** begin **

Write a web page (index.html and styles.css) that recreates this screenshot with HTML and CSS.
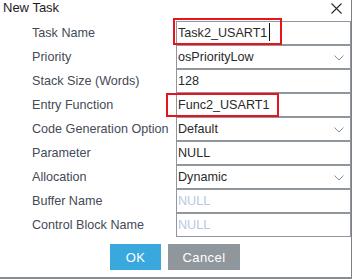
FILE: index.html
```html
<!DOCTYPE html>
<html lang="en">
<head>
    <meta charset="UTF-8">
    <title>New Task</title>
    <link rel="stylesheet" href="styles.css">
</head>
<body>
    <div class="dialog">
        <div class="title-bar">
            <span class="title">New Task</span>
            <svg class="close" width="11" height="11" viewBox="0 0 11 11">
                <path d="M0.5 0.5 L10.5 10.5 M10.5 0.5 L0.5 10.5" stroke="#2a2a2a" stroke-width="1.1" fill="none"/>
            </svg>
        </div>

        <div class="form-grid">
            <label>Task Name</label>
            <div class="field">Task2_USART1<span class="caret"></span></div>

            <label>Priority</label>
            <div class="field select">osPriorityLow
                <svg class="chevron" width="10" height="6" viewBox="0 0 10 6"><path d="M0.5 0.5 L5 5 L9.5 0.5" stroke="#8a8e92" fill="none"/></svg>
            </div>

            <label>Stack Size (Words)</label>
            <div class="field">128</div>

            <label>Entry Function</label>
            <div class="field">Func2_USART1</div>

            <label>Code Generation Option</label>
            <div class="field select">Default
                <svg class="chevron" width="10" height="6" viewBox="0 0 10 6"><path d="M0.5 0.5 L5 5 L9.5 0.5" stroke="#8a8e92" fill="none"/></svg>
            </div>

            <label>Parameter</label>
            <div class="field">NULL</div>

            <label>Allocation</label>
            <div class="field select">Dynamic
                <svg class="chevron" width="10" height="6" viewBox="0 0 10 6"><path d="M0.5 0.5 L5 5 L9.5 0.5" stroke="#8a8e92" fill="none"/></svg>
            </div>

            <label>Buffer Name</label>
            <div class="field placeholder">NULL</div>

            <label>Control Block Name</label>
            <div class="field placeholder">NULL</div>
        </div>

        <div class="buttons">
            <button class="btn ok">OK</button>
            <button class="btn cancel">Cancel</button>
        </div>

        <!-- annotation boxes -->
        <div class="mark mark-name"></div>
        <div class="mark mark-entry"></div>
    </div>
</body>
</html>
```

FILE: styles.css
```css
body {
    margin: 0;
    background: #ffffff;
    font-family: "Liberation Sans", Arial, sans-serif;
    font-size: 12.6px;
}
.dialog {
    position: relative;
    width: 352px;
    height: 279px;
    box-sizing: border-box;
    background: #ffffff;
    border-right: 1px solid #7d8185;
    border-bottom: 2px solid #8a8c8e;
}
.title-bar {
    height: 21px;
    display: flex;
    justify-content: space-between;
    align-items: flex-start;
}
.title {
    margin-left: 3px;
    font-size: 13px;
    line-height: 16px;
    color: #1c1c1c;
}
.close {
    margin-top: 3px;
    margin-right: 9px;
}
.form-grid {
    display: grid;
    grid-template-columns: 176px 175px;
    grid-auto-rows: 24px;
}
.form-grid label {
    padding-left: 32px;
    line-height: 24px;
    color: #444a56;
    white-space: nowrap;
}
.field {
    position: relative;
    box-sizing: border-box;
    height: 24px;
    border: 1px solid #8f969c;
    padding-left: 1px;
    line-height: 22px;
    color: #2a2a2a;
}
.field.placeholder {
    color: #b7c9e2;
}
.caret {
    display: inline-block;
    width: 1px;
    height: 18px;
    margin-left: 2px;
    background: #111111;
    vertical-align: -4px;
}
.chevron {
    position: absolute;
    right: 6px;
    top: 9px;
}
.buttons {
    display: flex;
    justify-content: center;
    gap: 7px;
    margin-top: 7px;
    padding-right: 1px;
}
.btn {
    height: 26px;
    border: none;
    padding: 0;
    color: #ffffff;
    font-family: "Liberation Sans", Arial, sans-serif;
    font-size: 13px;
    letter-spacing: 0.4px;
}
.ok {
    width: 51px;
    background: #39a8dc;
}
.cancel {
    width: 72px;
    background: #8f979d;
}
.mark {
    position: absolute;
    border: 2px solid #e8141c;
}
.mark-name {
    left: 173px;
    top: 18px;
    width: 105px;
    height: 23px;
}
.mark-entry {
    left: 166px;
    top: 93px;
    width: 109px;
    height: 20px;
}
```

** end **

Written request: Every line of the data above should be quoted exactly. Omit the pictures.

Response:
Write a web page (index.html and styles.css) that recreates this screenshot with HTML and CSS.
FILE: index.html
```html
<!DOCTYPE html>
<html lang="en">
<head>
    <meta charset="UTF-8">
    <title>New Task</title>
    <link rel="stylesheet" href="styles.css">
</head>
<body>
    <div class="dialog">
        <div class="title-bar">
            <span class="title">New Task</span>
            <svg class="close" width="11" height="11" viewBox="0 0 11 11">
                <path d="M0.5 0.5 L10.5 10.5 M10.5 0.5 L0.5 10.5" stroke="#2a2a2a" stroke-width="1.1" fill="none"/>
            </svg>
        </div>

        <div class="form-grid">
            <label>Task Name</label>
            <div class="field">Task2_USART1<span class="caret"></span></div>

            <label>Priority</label>
            <div class="field select">osPriorityLow
                <svg class="chevron" width="10" height="6" viewBox="0 0 10 6"><path d="M0.5 0.5 L5 5 L9.5 0.5" stroke="#8a8e92" fill="none"/></svg>
            </div>

            <label>Stack Size (Words)</label>
            <div class="field">128</div>

            <label>Entry Function</label>
            <div class="field">Func2_USART1</div>

            <label>Code Generation Option</label>
            <div class="field select">Default
                <svg class="chevron" width="10" height="6" viewBox="0 0 10 6"><path d="M0.5 0.5 L5 5 L9.5 0.5" stroke="#8a8e92" fill="none"/></svg>
            </div>

            <label>Parameter</label>
            <div class="field">NULL</div>

            <label>Allocation</label>
            <div class="field select">Dynamic
                <svg class="chevron" width="10" height="6" viewBox="0 0 10 6"><path d="M0.5 0.5 L5 5 L9.5 0.5" stroke="#8a8e92" fill="none"/></svg>
            </div>

            <label>Buffer Name</label>
            <div class="field placeholder">NULL</div>

            <label>Control Block Name</label>
            <div class="field placeholder">NULL</div>
        </div>

        <div class="buttons">
            <button class="btn ok">OK</button>
            <button class="btn cancel">Cancel</button>
        </div>

        <!-- annotation boxes -->
        <div class="mark mark-name"></div>
        <div class="mark mark-entry"></div>
    </div>
</body>
</html>
```

FILE: styles.css
```css
body {
    margin: 0;
    background: #ffffff;
    font-family: "Liberation Sans", Arial, sans-serif;
    font-size: 12.6px;
}
.dialog {
    position: relative;
    width: 352px;
    height: 279px;
    box-sizing: border-box;
    background: #ffffff;
    border-right: 1px solid #7d8185;
    border-bottom: 2px solid #8a8c8e;
}
.title-bar {
    height: 21px;
    display: flex;
    justify-content: space-between;
    align-items: flex-start;
}
.title {
    margin-left: 3px;
    font-size: 13px;
    line-height: 16px;
    color: #1c1c1c;
}
.close {
    margin-top: 3px;
    margin-right: 9px;
}
.form-grid {
    display: grid;
    grid-template-columns: 176px 175px;
    grid-auto-rows: 24px;
}
.form-grid label {
    padding-left: 32px;
    line-height: 24px;
    color: #444a56;
    white-space: nowrap;
}
.field {
    position: relative;
    box-sizing: border-box;
    height: 24px;
    border: 1px solid #8f969c;
    padding-left: 1px;
    line-height: 22px;
    color: #2a2a2a;
}
.field.placeholder {
    color: #b7c9e2;
}
.caret {
    display: inline-block;
    width: 1px;
    height: 18px;
    margin-left: 2px;
    background: #111111;
    vertical-align: -4px;
}
.chevron {
    position: absolute;
    right: 6px;
    top: 9px;
}
.buttons {
    display: flex;
    justify-content: center;
    gap: 7px;
    margin-top: 7px;
    padding-right: 1px;
}
.btn {
    height: 26px;
    border: none;
    padding: 0;
    color: #ffffff;
    font-family: "Liberation Sans", Arial, sans-serif;
    font-size: 13px;
    letter-spacing: 0.4px;
}
.ok {
    width: 51px;
    background: #39a8dc;
}
.cancel {
    width: 72px;
    background: #8f979d;
}
.mark {
    position: absolute;
    border: 2px solid #e8141c;
}
.mark-name {
    left: 173px;
    top: 18px;
    width: 105px;
    height: 23px;
}
.mark-entry {
    left: 166px;
    top: 93px;
    width: 109px;
    height: 20px;
}
```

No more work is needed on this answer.